Locate all lines with the word "Tailwind". Copy them.

=== Given entries ===

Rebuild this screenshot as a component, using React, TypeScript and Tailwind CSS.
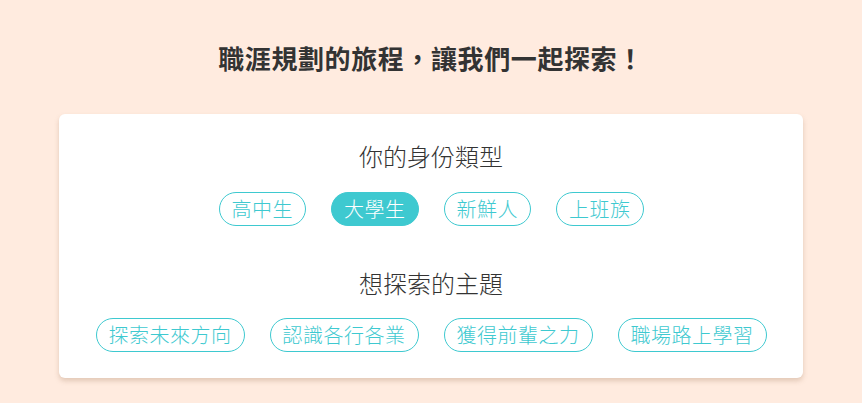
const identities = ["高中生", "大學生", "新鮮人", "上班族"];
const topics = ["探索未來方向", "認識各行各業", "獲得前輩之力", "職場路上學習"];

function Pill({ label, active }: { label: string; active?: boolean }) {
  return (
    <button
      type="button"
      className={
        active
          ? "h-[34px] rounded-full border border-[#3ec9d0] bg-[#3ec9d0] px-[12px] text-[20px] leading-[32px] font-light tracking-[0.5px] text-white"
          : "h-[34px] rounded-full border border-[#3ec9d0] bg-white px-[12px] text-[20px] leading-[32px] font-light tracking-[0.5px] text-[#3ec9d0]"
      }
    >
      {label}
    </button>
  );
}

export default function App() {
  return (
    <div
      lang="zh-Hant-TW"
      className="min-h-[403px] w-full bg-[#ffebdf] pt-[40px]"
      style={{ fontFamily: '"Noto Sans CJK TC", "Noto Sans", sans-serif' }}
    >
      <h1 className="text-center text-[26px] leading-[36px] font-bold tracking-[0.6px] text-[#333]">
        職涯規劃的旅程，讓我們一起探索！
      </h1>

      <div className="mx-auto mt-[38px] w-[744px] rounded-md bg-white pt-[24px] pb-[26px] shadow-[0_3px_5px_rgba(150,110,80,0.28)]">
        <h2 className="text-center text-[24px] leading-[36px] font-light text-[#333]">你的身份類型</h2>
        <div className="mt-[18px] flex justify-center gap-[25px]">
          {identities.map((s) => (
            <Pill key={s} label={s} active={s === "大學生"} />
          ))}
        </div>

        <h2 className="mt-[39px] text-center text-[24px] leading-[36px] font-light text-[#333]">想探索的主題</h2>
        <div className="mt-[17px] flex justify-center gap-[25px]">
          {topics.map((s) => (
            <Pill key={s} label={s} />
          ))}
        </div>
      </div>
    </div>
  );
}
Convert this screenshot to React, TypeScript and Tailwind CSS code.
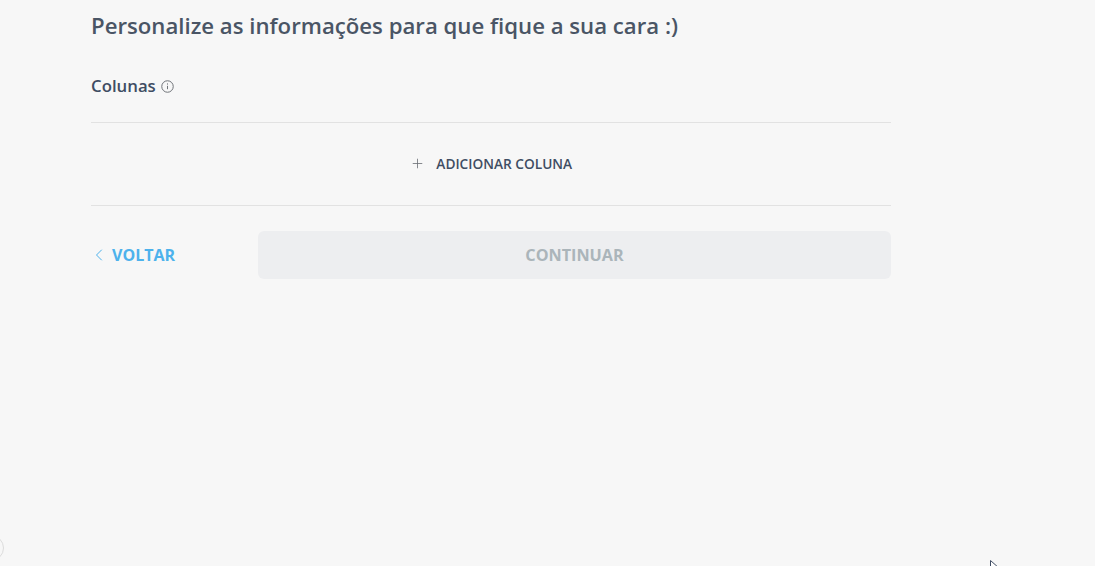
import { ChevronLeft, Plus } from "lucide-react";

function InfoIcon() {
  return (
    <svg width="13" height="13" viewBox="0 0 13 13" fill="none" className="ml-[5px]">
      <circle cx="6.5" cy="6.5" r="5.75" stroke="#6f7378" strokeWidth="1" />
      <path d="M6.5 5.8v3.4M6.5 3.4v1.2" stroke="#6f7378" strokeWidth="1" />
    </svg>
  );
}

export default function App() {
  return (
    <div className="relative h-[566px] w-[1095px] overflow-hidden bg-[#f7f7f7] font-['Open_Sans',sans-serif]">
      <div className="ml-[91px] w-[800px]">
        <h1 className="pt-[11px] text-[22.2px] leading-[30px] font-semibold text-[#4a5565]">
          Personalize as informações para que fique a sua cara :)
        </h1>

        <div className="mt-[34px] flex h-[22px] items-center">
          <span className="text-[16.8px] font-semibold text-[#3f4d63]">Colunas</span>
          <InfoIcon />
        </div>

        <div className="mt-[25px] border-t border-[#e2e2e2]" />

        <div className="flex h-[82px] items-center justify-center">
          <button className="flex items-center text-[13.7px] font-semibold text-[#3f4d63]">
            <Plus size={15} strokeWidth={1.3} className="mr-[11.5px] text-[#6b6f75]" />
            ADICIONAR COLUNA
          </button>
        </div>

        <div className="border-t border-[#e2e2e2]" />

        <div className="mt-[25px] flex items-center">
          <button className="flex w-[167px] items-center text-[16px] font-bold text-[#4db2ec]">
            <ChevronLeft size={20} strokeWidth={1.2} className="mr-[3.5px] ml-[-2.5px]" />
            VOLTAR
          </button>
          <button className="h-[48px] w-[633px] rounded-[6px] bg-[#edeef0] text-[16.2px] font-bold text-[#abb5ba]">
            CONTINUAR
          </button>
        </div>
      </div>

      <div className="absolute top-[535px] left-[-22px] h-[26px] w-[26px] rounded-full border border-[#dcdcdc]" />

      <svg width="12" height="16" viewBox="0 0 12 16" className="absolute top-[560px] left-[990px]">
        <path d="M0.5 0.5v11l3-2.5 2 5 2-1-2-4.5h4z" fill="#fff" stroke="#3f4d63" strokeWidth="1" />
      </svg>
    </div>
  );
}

===

▸ Full output:
Rebuild this screenshot as a component, using React, TypeScript and Tailwind CSS.
Convert this screenshot to React, TypeScript and Tailwind CSS code.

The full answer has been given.